How can I define an HKT for instance (over object) methods in Scala?


How do you define an HKT in Scala to provide methods, such as map, as methods on instances instead of functions on objects?

I know you can

trait M[F[_]] {
  def map[A, B](f: F[A])(fn: A => B): F[B]
}

object Q extends M[Q] {
  def map[A, B](f: Q[A])(fn: A => B) = new Q(fn(f.e))
}

class Q[A](val e: A)

Q.map(new Q(1))(_.toDouble)

However, I want to use map on instances instead. I haven't seen any literature that does this, so I've written the following.

trait M[A, F[A]] {
  def map[B](f: A => B): F[B]
}

class Q[A](val e: A) extends M[A, Q] {
  def map[B](f: A => B) = new Q(f(e))
}

new Q(1).map(_.toDouble)

Is it idiomatic Scala? Does it do what map should do?
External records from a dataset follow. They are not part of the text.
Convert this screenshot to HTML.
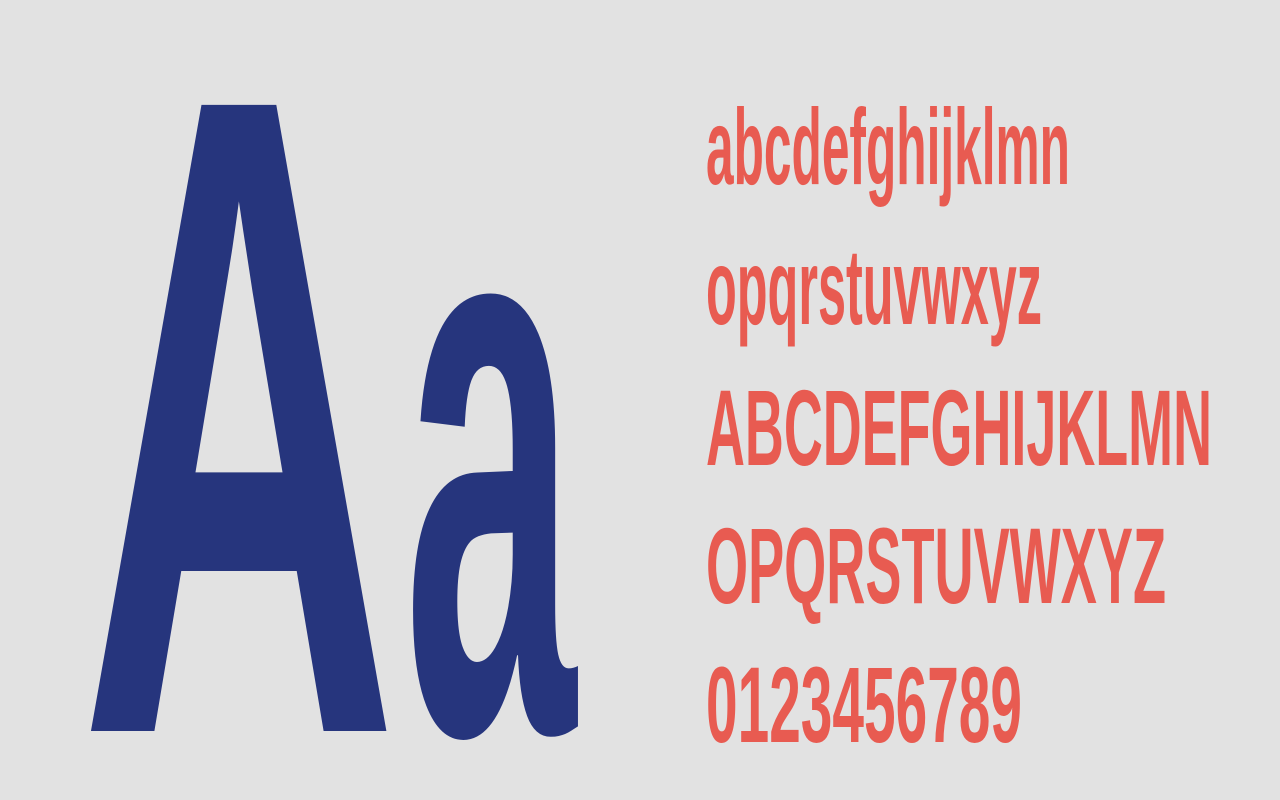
<!DOCTYPE html>
<html><head><meta charset="utf-8"><style>
html,body{margin:0;padding:0;background:#e2e2e2;overflow:hidden;width:1280px;height:800px;}
svg{display:block}
</style></head><body>
<svg width="1280" height="800" viewBox="0 0 1280 800" xmlns="http://www.w3.org/2000/svg" style="overflow:hidden">
<rect width="1280" height="800" fill="#e2e2e2"/>
<g font-family="Liberation Sans, sans-serif" font-weight="bold" fill="#26357d">
<text x="80" y="731" font-size="910" textLength="318" lengthAdjust="spacingAndGlyphs">A</text>
<text x="404" y="732" font-size="815" textLength="172" lengthAdjust="spacingAndGlyphs">a</text>
</g>
<g font-family="Liberation Sans, sans-serif" font-weight="bold" fill="#e85b51" font-size="108">
<text x="706" y="184" textLength="364" lengthAdjust="spacingAndGlyphs">abcdefghijklmn</text>
<text x="706" y="324" textLength="336" lengthAdjust="spacingAndGlyphs">opqrstuvwxyz</text>
<text x="706" y="465" textLength="506" lengthAdjust="spacingAndGlyphs">ABCDEFGHIJKLMN</text>
<text x="706" y="603" textLength="460" lengthAdjust="spacingAndGlyphs">OPQRSTUVWXYZ</text>
<text x="706" y="742" textLength="316" lengthAdjust="spacingAndGlyphs">0123456789</text>
</g>
</svg>
</body></html>
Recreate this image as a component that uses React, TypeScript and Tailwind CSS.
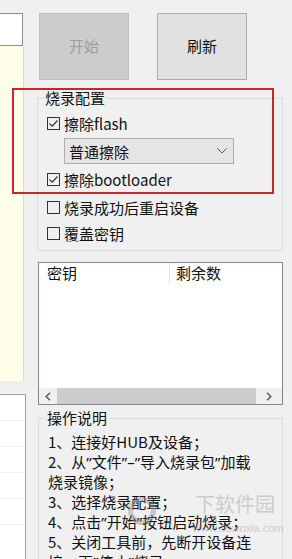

Are there limitations compared with the object version above? (An aside, with extends M[A, Q[A]] it won't compile - why?)

I have seen

trait M[A] {
  def map[B](f: A => B): M[B]
}

but then Q's map could return a class R[A] extends M[A] which isn't desired.


Solution

  • There's a library specifically for this: https://github.com/mpilquist/simulacrum

    You can also do it yourself. The typical pattern is to define a corresponding implicit MOps class or whatever:

    trait M[F[_]] {
      def map[A, B](f: F[A])(fn: A => B): F[B]
    }
    
    implicit class MOps[F[_] : M, A](x: F[A]) {
      def map[B](f: A => B): F[B] = implicitly[M[F]].map(x)(f)
    }
    

    Then example usage:

    case class Box[A](a: A)
    
    implicit val BoxM = new M[Box] {
      def map[A, B](f: Box[A])(fn: A => B): Box[B] = Box(fn(f.a))
    }
    
    Box(2).map(_.toString)
    

    But it's a lot of boilerplate, so simulacrum does it all for you (and more).